■ To do ■
Search the records for "this" and copy each line that holds it.

>> BEGIN Supplied entries

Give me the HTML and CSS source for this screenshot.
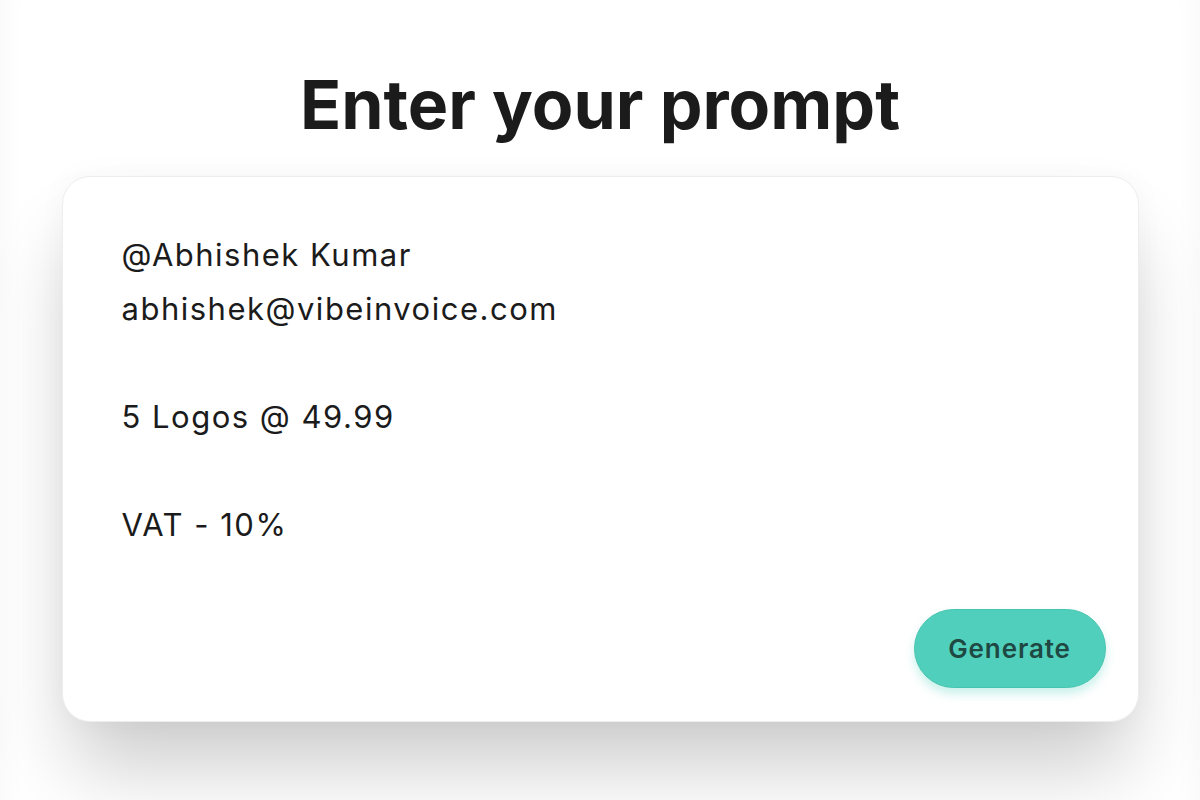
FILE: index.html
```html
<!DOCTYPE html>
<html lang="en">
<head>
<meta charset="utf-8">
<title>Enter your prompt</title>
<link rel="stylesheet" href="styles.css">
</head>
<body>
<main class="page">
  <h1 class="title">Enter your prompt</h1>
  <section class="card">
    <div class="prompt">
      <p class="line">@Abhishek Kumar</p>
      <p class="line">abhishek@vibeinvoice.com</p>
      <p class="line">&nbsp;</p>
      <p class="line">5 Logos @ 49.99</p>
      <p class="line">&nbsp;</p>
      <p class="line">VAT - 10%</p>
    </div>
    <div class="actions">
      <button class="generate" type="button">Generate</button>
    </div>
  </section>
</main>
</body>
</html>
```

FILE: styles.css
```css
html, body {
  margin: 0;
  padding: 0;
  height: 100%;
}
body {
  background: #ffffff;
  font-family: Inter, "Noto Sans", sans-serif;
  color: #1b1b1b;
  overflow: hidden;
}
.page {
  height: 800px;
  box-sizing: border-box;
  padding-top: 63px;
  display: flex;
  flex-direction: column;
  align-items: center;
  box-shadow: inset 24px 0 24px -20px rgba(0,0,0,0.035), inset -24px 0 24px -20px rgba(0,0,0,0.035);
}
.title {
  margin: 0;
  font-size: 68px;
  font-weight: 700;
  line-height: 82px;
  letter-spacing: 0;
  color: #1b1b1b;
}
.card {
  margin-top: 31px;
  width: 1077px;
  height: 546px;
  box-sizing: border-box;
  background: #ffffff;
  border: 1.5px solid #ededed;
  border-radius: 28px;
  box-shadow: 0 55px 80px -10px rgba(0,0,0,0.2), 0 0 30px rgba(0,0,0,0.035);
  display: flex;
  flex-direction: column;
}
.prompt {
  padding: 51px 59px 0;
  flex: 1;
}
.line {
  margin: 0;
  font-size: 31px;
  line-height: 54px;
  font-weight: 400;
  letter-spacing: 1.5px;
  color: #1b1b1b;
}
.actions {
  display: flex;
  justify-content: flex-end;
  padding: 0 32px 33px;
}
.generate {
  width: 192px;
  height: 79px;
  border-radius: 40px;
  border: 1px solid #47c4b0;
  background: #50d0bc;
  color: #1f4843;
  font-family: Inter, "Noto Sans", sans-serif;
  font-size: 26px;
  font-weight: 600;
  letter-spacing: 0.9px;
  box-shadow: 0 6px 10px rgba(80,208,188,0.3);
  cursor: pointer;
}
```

>> END Supplied entries
>> BEGIN Supplied entries

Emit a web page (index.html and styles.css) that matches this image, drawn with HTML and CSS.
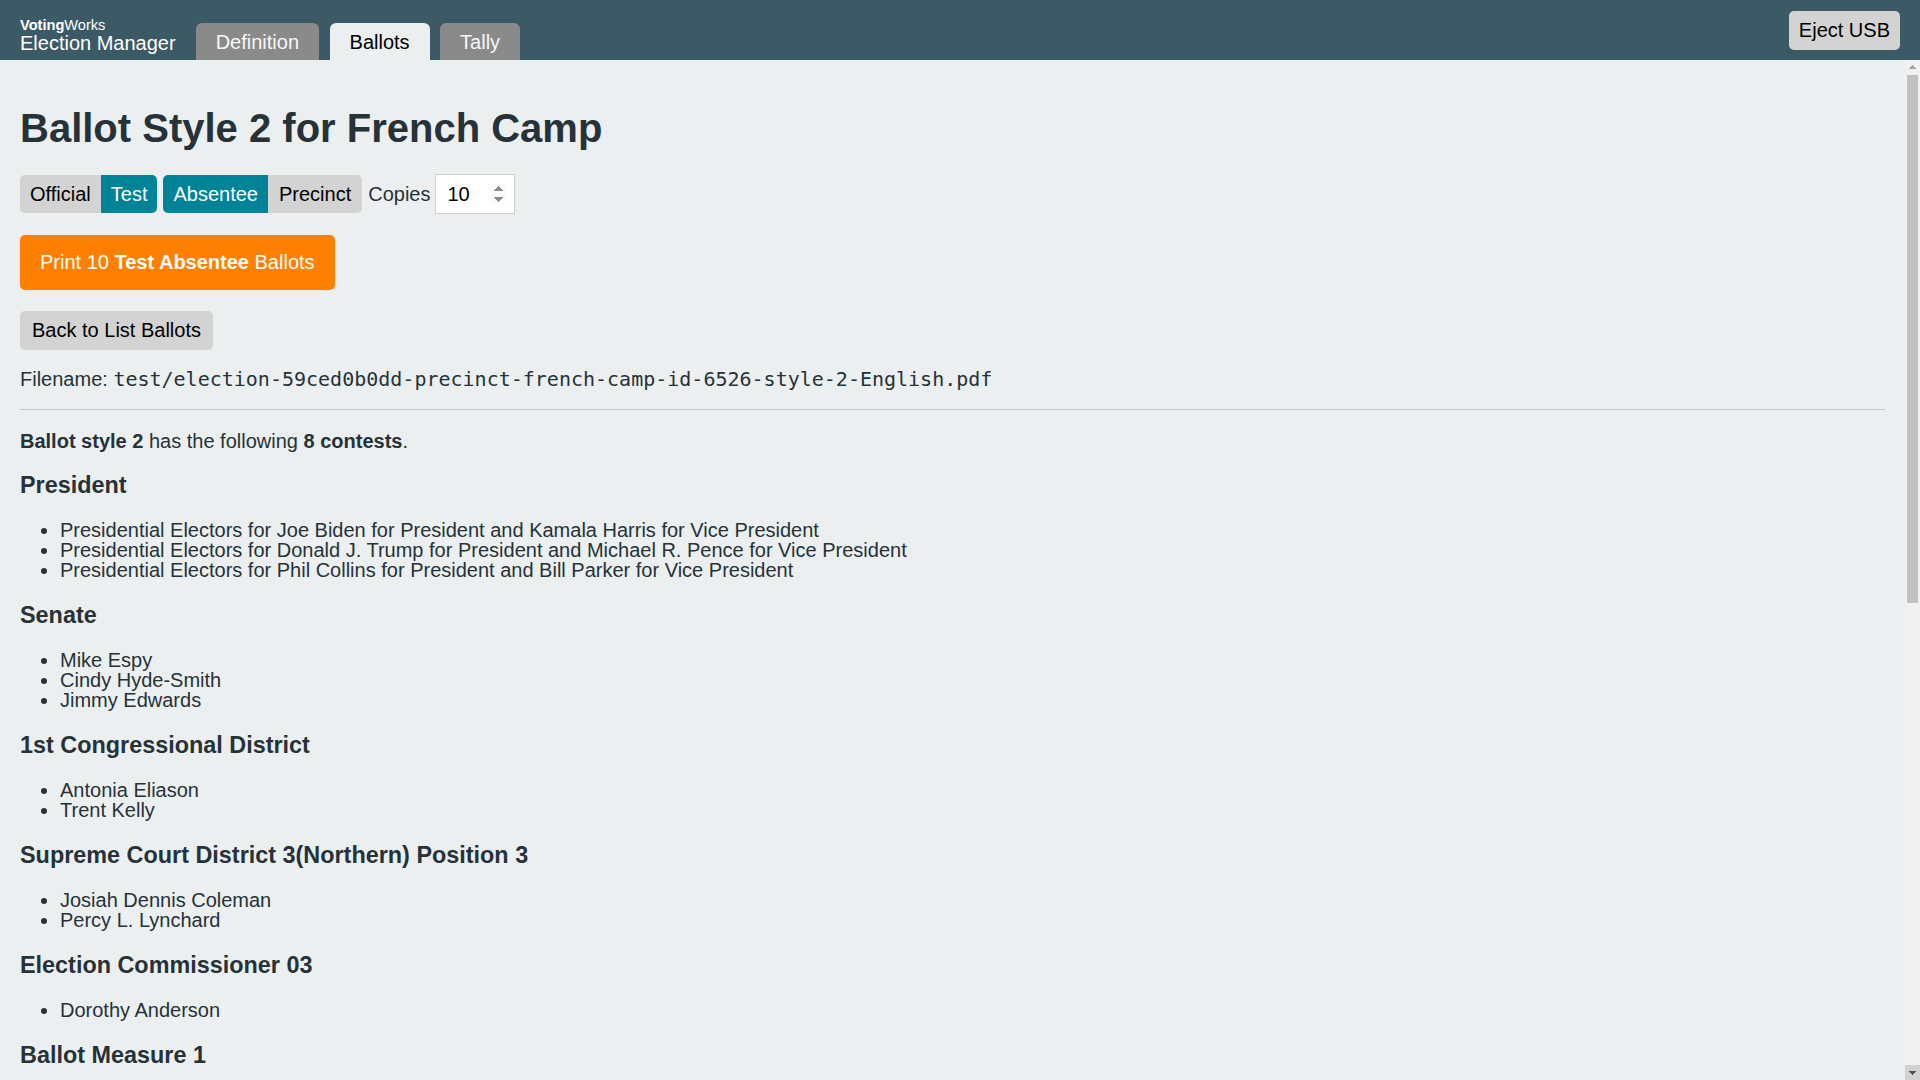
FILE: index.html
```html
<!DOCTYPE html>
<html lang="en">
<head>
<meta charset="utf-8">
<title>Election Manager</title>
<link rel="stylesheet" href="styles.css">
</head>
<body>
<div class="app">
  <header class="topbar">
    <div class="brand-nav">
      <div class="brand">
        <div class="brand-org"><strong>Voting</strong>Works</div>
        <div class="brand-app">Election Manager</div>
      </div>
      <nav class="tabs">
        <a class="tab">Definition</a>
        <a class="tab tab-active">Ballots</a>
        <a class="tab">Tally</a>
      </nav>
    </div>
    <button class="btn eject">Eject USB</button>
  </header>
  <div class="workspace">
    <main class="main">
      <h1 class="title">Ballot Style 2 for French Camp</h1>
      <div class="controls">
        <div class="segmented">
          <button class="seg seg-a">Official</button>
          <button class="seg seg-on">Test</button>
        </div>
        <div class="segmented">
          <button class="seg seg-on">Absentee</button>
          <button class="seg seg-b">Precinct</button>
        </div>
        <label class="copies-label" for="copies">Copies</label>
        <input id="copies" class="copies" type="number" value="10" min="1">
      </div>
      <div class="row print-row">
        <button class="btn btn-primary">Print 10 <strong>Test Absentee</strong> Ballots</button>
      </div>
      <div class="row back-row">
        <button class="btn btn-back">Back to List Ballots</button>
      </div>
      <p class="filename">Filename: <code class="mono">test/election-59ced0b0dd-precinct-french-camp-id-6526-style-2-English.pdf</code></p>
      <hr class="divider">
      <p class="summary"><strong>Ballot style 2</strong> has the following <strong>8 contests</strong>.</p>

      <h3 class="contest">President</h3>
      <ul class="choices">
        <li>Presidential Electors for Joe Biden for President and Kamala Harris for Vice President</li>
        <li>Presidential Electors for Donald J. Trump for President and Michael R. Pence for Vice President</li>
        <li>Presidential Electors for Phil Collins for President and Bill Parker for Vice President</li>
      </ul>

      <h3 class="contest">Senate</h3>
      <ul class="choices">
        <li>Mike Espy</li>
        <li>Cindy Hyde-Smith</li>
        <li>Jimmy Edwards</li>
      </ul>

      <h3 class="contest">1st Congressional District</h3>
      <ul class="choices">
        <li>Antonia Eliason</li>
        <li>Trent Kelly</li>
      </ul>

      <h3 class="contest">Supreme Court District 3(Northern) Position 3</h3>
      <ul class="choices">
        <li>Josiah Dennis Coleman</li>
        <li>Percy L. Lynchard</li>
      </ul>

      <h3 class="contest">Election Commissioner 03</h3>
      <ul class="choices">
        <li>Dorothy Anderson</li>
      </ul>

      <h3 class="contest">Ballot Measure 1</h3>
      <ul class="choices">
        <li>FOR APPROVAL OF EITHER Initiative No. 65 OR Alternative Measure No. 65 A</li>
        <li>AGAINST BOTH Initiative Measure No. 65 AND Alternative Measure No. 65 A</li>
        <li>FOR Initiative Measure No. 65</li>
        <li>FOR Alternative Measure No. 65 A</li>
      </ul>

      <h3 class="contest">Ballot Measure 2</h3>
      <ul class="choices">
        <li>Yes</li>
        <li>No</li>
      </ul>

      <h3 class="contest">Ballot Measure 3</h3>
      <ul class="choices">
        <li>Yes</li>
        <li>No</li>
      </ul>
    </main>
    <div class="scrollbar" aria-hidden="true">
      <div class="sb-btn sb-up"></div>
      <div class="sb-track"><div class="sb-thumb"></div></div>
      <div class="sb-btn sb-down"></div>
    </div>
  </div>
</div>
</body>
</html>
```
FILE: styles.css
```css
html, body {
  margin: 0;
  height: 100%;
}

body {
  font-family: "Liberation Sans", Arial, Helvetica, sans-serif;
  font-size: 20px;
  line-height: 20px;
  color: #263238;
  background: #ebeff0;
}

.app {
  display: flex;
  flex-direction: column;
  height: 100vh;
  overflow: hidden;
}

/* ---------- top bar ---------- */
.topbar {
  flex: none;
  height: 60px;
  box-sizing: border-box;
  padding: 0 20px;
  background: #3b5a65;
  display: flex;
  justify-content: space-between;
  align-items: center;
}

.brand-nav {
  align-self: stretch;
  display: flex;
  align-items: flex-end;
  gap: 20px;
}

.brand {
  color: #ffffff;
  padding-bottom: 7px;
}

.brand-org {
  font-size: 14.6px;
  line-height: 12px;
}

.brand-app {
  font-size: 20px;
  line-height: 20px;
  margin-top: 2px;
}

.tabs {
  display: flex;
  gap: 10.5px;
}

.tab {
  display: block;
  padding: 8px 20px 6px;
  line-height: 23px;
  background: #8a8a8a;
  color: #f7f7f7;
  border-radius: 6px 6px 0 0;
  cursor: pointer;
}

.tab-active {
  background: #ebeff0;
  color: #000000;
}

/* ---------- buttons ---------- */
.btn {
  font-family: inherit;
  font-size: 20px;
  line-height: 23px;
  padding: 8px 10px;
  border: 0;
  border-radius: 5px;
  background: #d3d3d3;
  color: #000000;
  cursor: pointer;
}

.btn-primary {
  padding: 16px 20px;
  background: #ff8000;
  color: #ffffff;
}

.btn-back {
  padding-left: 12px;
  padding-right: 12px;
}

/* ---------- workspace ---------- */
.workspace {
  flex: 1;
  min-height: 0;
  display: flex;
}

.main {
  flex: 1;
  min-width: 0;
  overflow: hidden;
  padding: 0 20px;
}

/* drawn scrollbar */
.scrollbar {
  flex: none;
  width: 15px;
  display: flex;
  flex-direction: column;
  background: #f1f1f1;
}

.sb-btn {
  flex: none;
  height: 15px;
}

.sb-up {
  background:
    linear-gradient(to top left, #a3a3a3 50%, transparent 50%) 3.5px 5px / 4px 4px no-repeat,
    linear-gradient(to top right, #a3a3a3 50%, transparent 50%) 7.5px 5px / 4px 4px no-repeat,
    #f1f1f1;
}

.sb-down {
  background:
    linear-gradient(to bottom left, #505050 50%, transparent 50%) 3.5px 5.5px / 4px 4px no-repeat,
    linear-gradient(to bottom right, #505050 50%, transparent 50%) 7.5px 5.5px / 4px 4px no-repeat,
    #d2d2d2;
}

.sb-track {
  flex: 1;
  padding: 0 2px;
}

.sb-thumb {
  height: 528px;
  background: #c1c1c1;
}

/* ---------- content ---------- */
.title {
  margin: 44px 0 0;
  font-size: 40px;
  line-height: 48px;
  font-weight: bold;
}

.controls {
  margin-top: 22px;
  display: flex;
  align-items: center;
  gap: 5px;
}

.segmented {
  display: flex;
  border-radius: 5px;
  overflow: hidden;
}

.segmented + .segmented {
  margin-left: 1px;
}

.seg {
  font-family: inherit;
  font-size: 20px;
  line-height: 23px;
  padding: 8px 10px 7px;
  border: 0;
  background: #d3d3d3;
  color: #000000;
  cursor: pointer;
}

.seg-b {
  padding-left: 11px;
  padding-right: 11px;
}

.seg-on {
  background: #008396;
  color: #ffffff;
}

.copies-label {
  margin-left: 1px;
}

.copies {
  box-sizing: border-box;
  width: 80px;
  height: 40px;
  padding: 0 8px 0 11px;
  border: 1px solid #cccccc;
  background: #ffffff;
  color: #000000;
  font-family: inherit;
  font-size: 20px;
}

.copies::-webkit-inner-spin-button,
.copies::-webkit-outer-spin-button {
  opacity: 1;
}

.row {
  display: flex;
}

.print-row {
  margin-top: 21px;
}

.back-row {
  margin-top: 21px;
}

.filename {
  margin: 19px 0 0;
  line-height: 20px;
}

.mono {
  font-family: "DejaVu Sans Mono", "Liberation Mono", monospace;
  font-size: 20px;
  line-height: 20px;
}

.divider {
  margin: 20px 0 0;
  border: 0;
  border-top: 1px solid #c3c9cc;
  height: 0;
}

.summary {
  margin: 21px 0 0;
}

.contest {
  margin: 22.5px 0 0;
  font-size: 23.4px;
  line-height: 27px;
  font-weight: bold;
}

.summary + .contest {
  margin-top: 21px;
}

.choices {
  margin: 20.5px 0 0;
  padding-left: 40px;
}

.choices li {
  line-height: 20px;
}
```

>> END Supplied entries

■ Complete answer ■
Give me the HTML and CSS source for this screenshot.
Emit a web page (index.html and styles.css) that matches this image, drawn with HTML and CSS.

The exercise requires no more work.